I’ll get off my soap box and get ready for sleep now.  BTW…How about those VMA’s, I haven’t watched this in a while, I’m glad I did tonight.  I love Justin Timberlake and he got a few awards and put on QUITE the show.  I just adore him… Jessica Timberlake is a lucky lady (and he’s lucky to have her)!!!!

Return to blog – and a review of 42

24 Aug

I realize that I’ve completely neglected this blog for about the last month.  What can I say, it’s been a hectic few weeks.  I had another little trip to Florida, a wedding and a sick cat.  I wasn’t really focused on doing much movie watching or inventive cooking.  So, tonight I’m going to review a movie that I didn’t see in the theater but that I rented tonight.

I decided to watch 42 tonight because I really should have seen it in the theater.  So I cried once in about the first 15 minutes.  The fact that there was a time where it was common to treat people the way Jackie Robinson was treated (especially in the south, no offense southern friends) makes me sick to my stomach.  My mom told me stories about a road trip my grandmother took her and her siblings on down to Florida when she was young and they had never seen a “colored” bathroom or water fountain before.  My mom went to ask my gram about it and got shushed very quickly.  She was also told not to even DARE mention that they were Catholic as that was pretty much the same in the south as being African American in the 40’s and 50’s.

Anyway, back to the movie. Some of the interesting parts of the script was how the GM of the Brooklyn Dodgers asked him to be both an amazing player and a gentleman and not respond in kind when attacked or provoked.  I can’t imagine how difficult it would have been to stand there and take being yelled at.  I admit, I loved Harrison Ford’s portrayal of the GM, Branch Rickey.  He was gruff and awesome and ahead of his time.  He knew what he was doing, he knew that there were amazing athletes out there being overlooked because of their color and he was willing to make a HUGE leap to take baseball to the next level.

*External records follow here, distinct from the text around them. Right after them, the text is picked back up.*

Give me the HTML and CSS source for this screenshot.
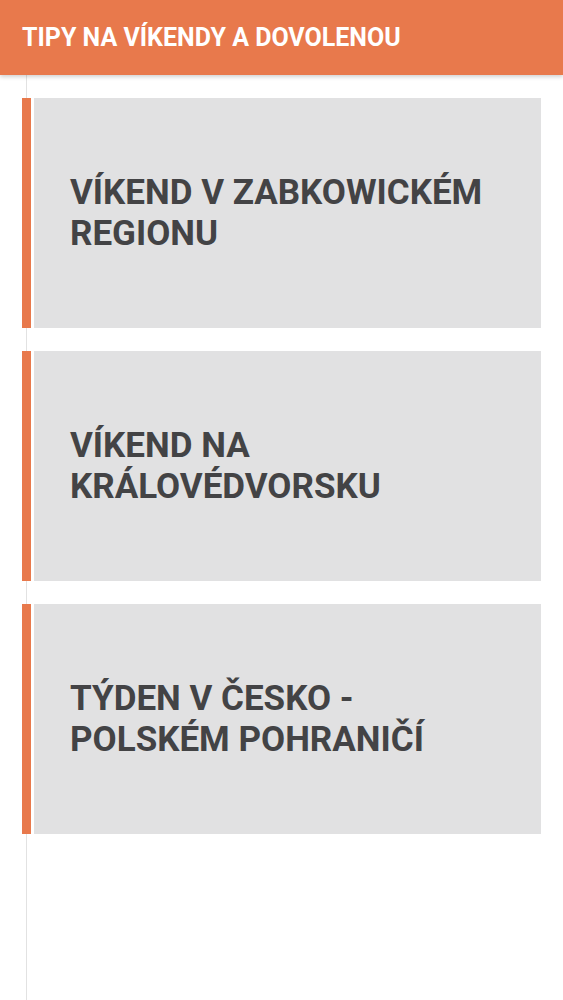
FILE: index.html
```html
<!DOCTYPE html>
<html lang="cs">
<head>
<meta charset="utf-8">
<link rel="stylesheet" href="styles.css">
</head>
<body>
<header class="bar"><h1 class="bar-title">TIPY NA VÍKENDY A DOVOLENOU</h1></header>
<main class="list">
  <a class="card" href="#"><span class="card-title">VÍKEND V ZABKOWICKÉM REGIONU</span></a>
  <a class="card" href="#"><span class="card-title">VÍKEND NA KRÁLOVÉDVORSKU</span></a>
  <a class="card" href="#"><span class="card-title">TÝDEN V ČESKO - POLSKÉM POHRANIČÍ</span></a>
</main>
</body>
</html>
```
FILE: styles.css
```css
html, body { margin: 0; padding: 0; }
body {
  font-family: Roboto, "Noto Sans", sans-serif;
  background: #fff;
  min-height: 1000px;
  position: relative;
  overflow: hidden;
}
body::before {
  content: "";
  position: absolute;
  left: 26px;
  top: 0;
  bottom: 0;
  width: 1px;
  background: #e2e2e2;
}
.bar {
  position: relative;
  z-index: 2;
  height: 75px;
  background: #e8794c;
  box-shadow: 0 2px 4px rgba(0,0,0,0.18);
  display: flex;
  align-items: center;
  padding-left: 22px;
}
.bar-title {
  margin: 0;
  color: #fff;
  font-size: 25px;
  font-weight: 700;
  letter-spacing: 0;
}
.list {
  position: relative;
  z-index: 1;
  display: flex;
  flex-direction: column;
  gap: 23px;
  padding: 23px 22px 0 22px;
}
.card {
  display: flex;
  align-items: center;
  height: 230px;
  background: #e1e1e2;
  border-left: 9px solid #e8794c;
  box-shadow: inset 3px 0 0 #fff;
  padding-left: 39px;
  padding-right: 30px;
  text-decoration: none;
  box-sizing: border-box;
}
.card-title {
  color: #434345;
  font-size: 35px;
  font-weight: 700;
  line-height: 41px;
}
```
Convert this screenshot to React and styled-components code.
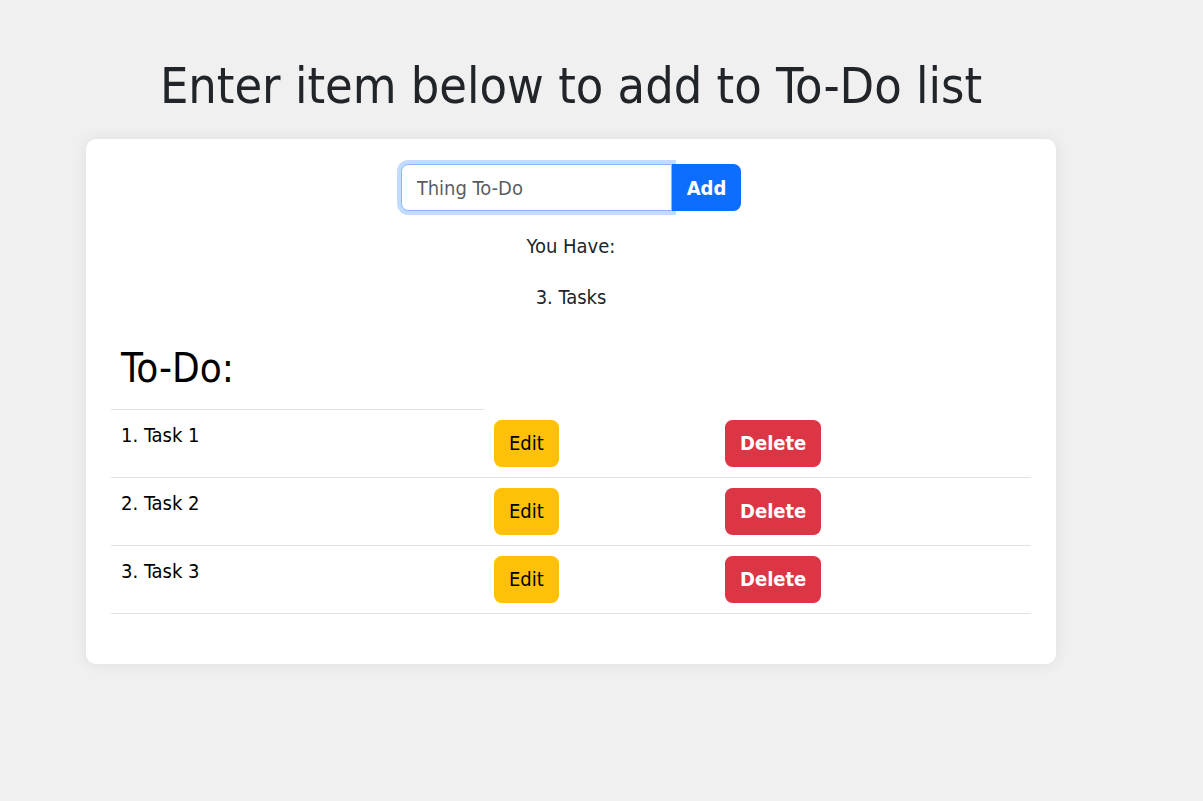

Jackie Robinson was played by Chadwick Boseman and he did a fantastic job.  And though it was a smaller role, I adored Nicole Beharie who played Rachel, Jackie’s wife.  One of the first scenes where she reacts to seeing her first colored bathroom and proceeds to walk right into the “white only” bathroom was fantastic.  The amount of pressure put on Jackie Robinson to represent an entire race that was on the brink of a civil rights revolution was immense.

I know they always take liberty with stories when they write “based on a true story” scripts, but I’m sure that much of what was written was absolutely true.  I enjoyed this movie, the dialogue seemed very real and the performances were all very good.  The scene where the Phillies heckled him was true (I looked it up).  And it was also true that that moment did more to unite the Dodgers than anything else.

There are three movies out right now that I’d like to see.  The Butler, The Mortal Instruments and The World’s End.  All very different, right?!